## [EXERCISE REQUIREMENTS]
Please write the listing below out again exactly, leaving every picture behind.
:: GIVEN MATERIAL
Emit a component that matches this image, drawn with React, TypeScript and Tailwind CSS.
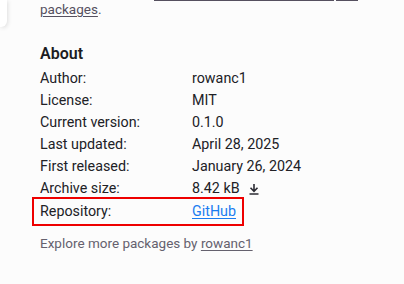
const rows: [string, string][] = [
  ["Author:", "rowanc1"],
  ["License:", "MIT"],
  ["Current version:", "0.1.0"],
  ["Last updated:", "April 28, 2025"],
  ["First released:", "January 26, 2024"],
];

const DownloadIcon = () => (
  <svg width="12" height="12" viewBox="0 0 12 12" fill="none" stroke="#2b2b33" strokeWidth="1.6">
    <path d="M6 1v7M2.5 4.8 6 8.3l3.5-3.5M1.5 11h9" />
  </svg>
);

const Row = ({ label, children }: { label: string; children: React.ReactNode }) => (
  <div className="flex h-[22px] items-center">
    <span className="w-[152px] shrink-0">{label}</span>
    <span className="flex items-center gap-2">{children}</span>
  </div>
);

export default function App() {
  return (
    <div
      className="relative h-[284px] w-[404px] overflow-hidden bg-[#fcfcfc] text-[14.3px] text-[#212126]"
      style={{ fontFamily: "Roboto, 'Liberation Sans', sans-serif" }}
    >
      <div className="absolute left-0 top-0 h-[27px] w-[7px] rounded-br-[6px] bg-white shadow-[1px_1px_4px_rgba(0,0,0,0.12)]" />
      <div className="flex h-[1px]">
        <span className="ml-[154px] w-[180px] bg-[#55505f]" />
        <span className="ml-[2px] w-[22px] bg-[#55505f]" />
      </div>
      <div className="pl-[40px]">
        <p className="text-[13.5px] leading-[17px] text-[#55505f]">
          <span className="underline underline-offset-2">packages</span>.
        </p>
        <h2 className="mt-[26px] text-[16px] font-semibold leading-[20px] text-[#1c1c22]">About</h2>
        <div className="mt-[4px]">
          {rows.map(([l, v]) => (
            <Row key={l} label={l}>
              {v}
            </Row>
          ))}
          <Row label="Archive size:">
            8.42 kB <DownloadIcon />
          </Row>
        </div>
        <div className="-ml-[8px] -mt-[3px] flex h-[29px] w-[212px] items-center border-2 border-[#ee0000] pl-[6px]">
          <span className="w-[152px] shrink-0">Repository:</span>
          <a className="text-[#1a7cf0] underline underline-offset-2">GitHub</a>
        </div>
        <p className="mt-[8px] text-[13.5px] leading-[18px] text-[#65616e]">
          Explore more packages by <span className="underline underline-offset-2">rowanc1</span>
        </p>
      </div>
    </div>
  );
}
::::
## [PROBLEM SOLUTION]
Emit a component that matches this image, drawn with React, TypeScript and Tailwind CSS.
const rows: [string, string][] = [
  ["Author:", "rowanc1"],
  ["License:", "MIT"],
  ["Current version:", "0.1.0"],
  ["Last updated:", "April 28, 2025"],
  ["First released:", "January 26, 2024"],
];

const DownloadIcon = () => (
  <svg width="12" height="12" viewBox="0 0 12 12" fill="none" stroke="#2b2b33" strokeWidth="1.6">
    <path d="M6 1v7M2.5 4.8 6 8.3l3.5-3.5M1.5 11h9" />
  </svg>
);

const Row = ({ label, children }: { label: string; children: React.ReactNode }) => (
  <div className="flex h-[22px] items-center">
    <span className="w-[152px] shrink-0">{label}</span>
    <span className="flex items-center gap-2">{children}</span>
  </div>
);

export default function App() {
  return (
    <div
      className="relative h-[284px] w-[404px] overflow-hidden bg-[#fcfcfc] text-[14.3px] text-[#212126]"
      style={{ fontFamily: "Roboto, 'Liberation Sans', sans-serif" }}
    >
      <div className="absolute left-0 top-0 h-[27px] w-[7px] rounded-br-[6px] bg-white shadow-[1px_1px_4px_rgba(0,0,0,0.12)]" />
      <div className="flex h-[1px]">
        <span className="ml-[154px] w-[180px] bg-[#55505f]" />
        <span className="ml-[2px] w-[22px] bg-[#55505f]" />
      </div>
      <div className="pl-[40px]">
        <p className="text-[13.5px] leading-[17px] text-[#55505f]">
          <span className="underline underline-offset-2">packages</span>.
        </p>
        <h2 className="mt-[26px] text-[16px] font-semibold leading-[20px] text-[#1c1c22]">About</h2>
        <div className="mt-[4px]">
          {rows.map(([l, v]) => (
            <Row key={l} label={l}>
              {v}
            </Row>
          ))}
          <Row label="Archive size:">
            8.42 kB <DownloadIcon />
          </Row>
        </div>
        <div className="-ml-[8px] -mt-[3px] flex h-[29px] w-[212px] items-center border-2 border-[#ee0000] pl-[6px]">
          <span className="w-[152px] shrink-0">Repository:</span>
          <a className="text-[#1a7cf0] underline underline-offset-2">GitHub</a>
        </div>
        <p className="mt-[8px] text-[13.5px] leading-[18px] text-[#65616e]">
          Explore more packages by <span className="underline underline-offset-2">rowanc1</span>
        </p>
      </div>
    </div>
  );
}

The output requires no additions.